The next day, on the train back to New York, the Times had another instalment in the woeful tale of how the Democrats lost their base. The NYT/CBS survey put it plain- – they had shed voters in every sector they could previously count on, women, Catholics, college graduates, thirtysomethings, low-middle income … you name it. In Ohio, where the GM bailout has saved many communities from the brink, people are angry at “the debt”, “the bailout”, and even at the proposal to end tax breaks for the $250,000+ p.a. Never blame the people for your own political failure, the adage goes, but American voters test that moral to the very limit.
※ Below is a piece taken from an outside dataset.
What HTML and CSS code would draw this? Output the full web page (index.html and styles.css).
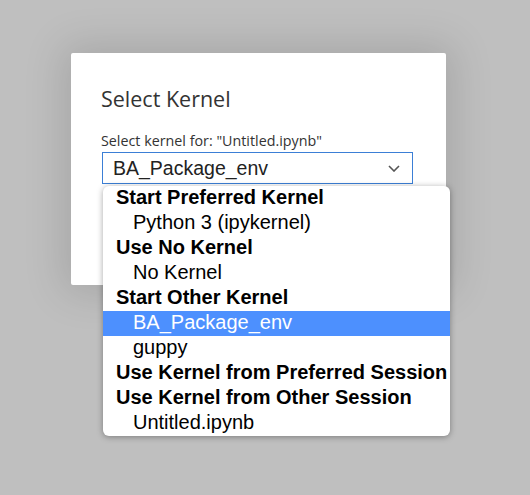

Voter after voter who are going to try the Republicans, because they are angered by the “change that’s come out of far left field” — as if Obama had not made his commitment to a comprehensive healthcare plan, a new energy jobs creation plan, and many more big-ticket items amply clear. Now, they were going to try something else, even if it be the exact opposite. And the Democrats will continue to lose ground until they accept that the basic ability to reason politically has vanished from American society, and a left populism has to be put in its place.

I was thinking all this, papers spread out in the train’s club car, when there was a whoomp, and a sound like something full being hit hard, the train slowed and stopped, and the desk light went off. The conductors lounging near the cafe-bar suddenly looked pale, their walkie-talkies crackled and they headed towards the back. When they came back they were hearty again, relieved. “We hit a deer,” one said. It was clear what they had first believed we had hit. I realised that I’d heard it happen. It was that whoomp, a sort of liquid bang, something emptying out. But everyone was relieved. We hadn’t hit anyone, we’d just killed Bambi. After 10 minutes, the lights came back on, we started up, and continued on to New York.